Data culled from new computerized systems installed in taxis reveals that despite the recession, the number of cab rides each day in NYC is on the rise. Cabs carried approximately 478,000 in February, an all-time high since the Taxi and Limousine Commission started using the electronic trip sheets. In recent years, the old-fashioned taxi meters had registered between 400,000 to 450,000 cab rides a day in New York.

Last month riders paid with a credit card for one out of every five trips, and TLC chairman Matthew Daus says payments with plastic have been keeping the taxi industry afloat, because corporations that used to hire black cars for their employees are telling them to instead take cabs and charge it on the company card. Downside: the black car business is down at least 30 percent.

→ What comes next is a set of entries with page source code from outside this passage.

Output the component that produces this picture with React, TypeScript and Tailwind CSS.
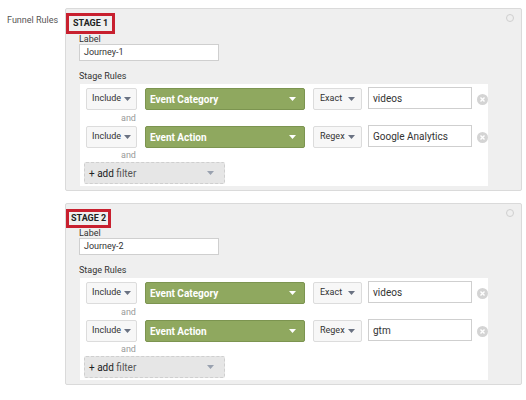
import React from 'react';

const font = { fontFamily: 'Roboto, "Liberation Sans", sans-serif' };

const Caret = ({ color = 'text-gray-500' }: { color?: string }) => (
  <svg width="7" height="4" viewBox="0 0 7 4" className={color}>
    <path d="M0 0h7L3.5 4z" fill="currentColor" />
  </svg>
);

const Remove = () => (
  <svg width="11" height="11" viewBox="0 0 11 11">
    <circle cx="5.5" cy="5.5" r="5.5" fill="#d4d4d4" />
    <path d="M3.5 3.5l4 4M7.5 3.5l-4 4" stroke="#fff" strokeWidth="1.4" />
  </svg>
);

const Rule = ({ dim, match, value }: { dim: string; match: string; value: string }) => (
  <div className="flex items-center h-[22px]">
    <div className="ml-[6px] w-[51px] h-[22px] flex items-center justify-between px-[5px] bg-[#f7f7f7] border border-[#dcdcdc] rounded-[2px] text-[9px] text-[#333]">
      Include <Caret />
    </div>
    <div className="ml-[8px] w-[160px] h-[22px] flex items-center justify-between px-[4px] pr-[8px] bg-[#8fa85f] border border-[#7c9450] rounded-[2px] text-[10px] font-bold text-white">
      {dim} <Caret color="text-white" />
    </div>
    <div className="ml-[8px] w-[49px] h-[22px] flex items-center justify-between px-[6px] bg-[#f7f7f7] border border-[#dcdcdc] rounded-[2px] text-[9px] text-[#333]">
      {match} <Caret />
    </div>
    <div className="ml-[6px] w-[104px] h-[22px] -mt-[2px] flex items-center px-[4px] bg-white border border-[#cfcfcf] text-[10px] text-[#333]">
      {value}
    </div>
    <div className="ml-[5px]"><Remove /></div>
  </div>
);

const Stage = ({ n, label, val2, wide }: { n: number; label: string; val2: string; wide: boolean }) => (
  <div className="ml-[65px] w-[457px] bg-[#efefef] border border-[#dadada] rounded-[2px] relative">
    <div className="absolute right-[7px] top-[5px] w-[8px] h-[8px] rounded-full border border-[#cfcfcf]" />
    <div className={`inline-block border-[3px] border-[#c8202f] text-[9px] font-bold text-[#222] leading-[11px] ${wide ? 'px-[4px] py-[2px] mt-[3px]' : 'px-[2px] py-[1px] mt-[1px]'}`}>
      STAGE {n}
    </div>
    <div className="ml-[13px] text-[9px] leading-[10px] text-[#333]">Label</div>
    <div className="ml-[13px] w-[140px] h-[17px] bg-white border border-[#cfcfcf] text-[9px] text-[#333] px-[4px] flex items-center">
      {label}
    </div>
    <div className="ml-[13px] mt-[9px] text-[9px] leading-[12px] text-[#333]">Stage Rules</div>
    <div className="ml-[14px] mt-[2px] w-[408px] bg-white pt-[4px] pb-[2px] mb-[4px]">
      <Rule dim="Event Category" match="Exact" value="videos" />
      <div className="ml-[41px] h-[16px] text-[9px] text-[#999] leading-[16px]">and</div>
      <Rule dim="Event Action" match="Regex" value={val2} />
      <div className="ml-[41px] h-[14px] text-[9px] text-[#999] leading-[14px]">and</div>
      <div className="ml-[4px] w-[141px] h-[22px] flex items-center justify-between px-[4px] pr-[10px] bg-[#e6e6e6] border border-dashed border-[#cfcfcf] rounded-[2px] text-[10px]">
        <span className="text-[#222]">+ add <span className="text-[#555]">filter</span></span>
        <Caret color="text-gray-400" />
      </div>
    </div>
  </div>
);

export default function App() {
  return (
    <div className="w-[526px] h-[400px] bg-white relative pt-[8px]" style={font}>
      <div className="absolute left-[7px] top-[14px] text-[9px] text-[#555]">Funnel Rules</div>
      <Stage n={1} label="Journey-1" val2="Google Analytics" wide />
      <div className="h-[12px]" />
      <Stage n={2} label="Journey-2" val2="gtm" wide={false} />
    </div>
  );
}
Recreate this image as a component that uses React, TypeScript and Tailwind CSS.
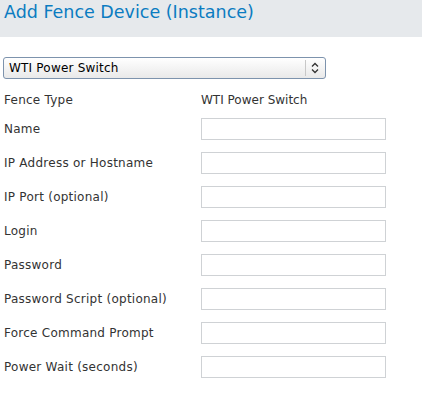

Some drivers were shocked to hear that the taxi business was booming; 45-year-old hack Mohamed Hillman tells the Times, "It can’t be possible," and Syed Shah, a driver for 15 years, says he used to take home $150 a day after expenses. Now he usually takes home $90. Bhairavi Desai, the head of the New York Taxi Workers Alliance, explains that the recession has pushed more people to drive cabs, so there are more taxis on the road splitting up the pie.

Indeed, Daus confirms there are more than 47,000 people licensed to drive taxicabs, a record number; in recent years the number of licensed cabbies had been between 37,000 and 40,000. But Daus insisted wages were steady at $14 to $16 an hour after expenses. All in all, it's an informative read, and the electronic tip sheet reveals a number of fun facts—for instance, most drivers actually work about nine and a half hours a day, which is in contrast to the 11 or 12 hour days cabbies often claim to spend behind the wheel.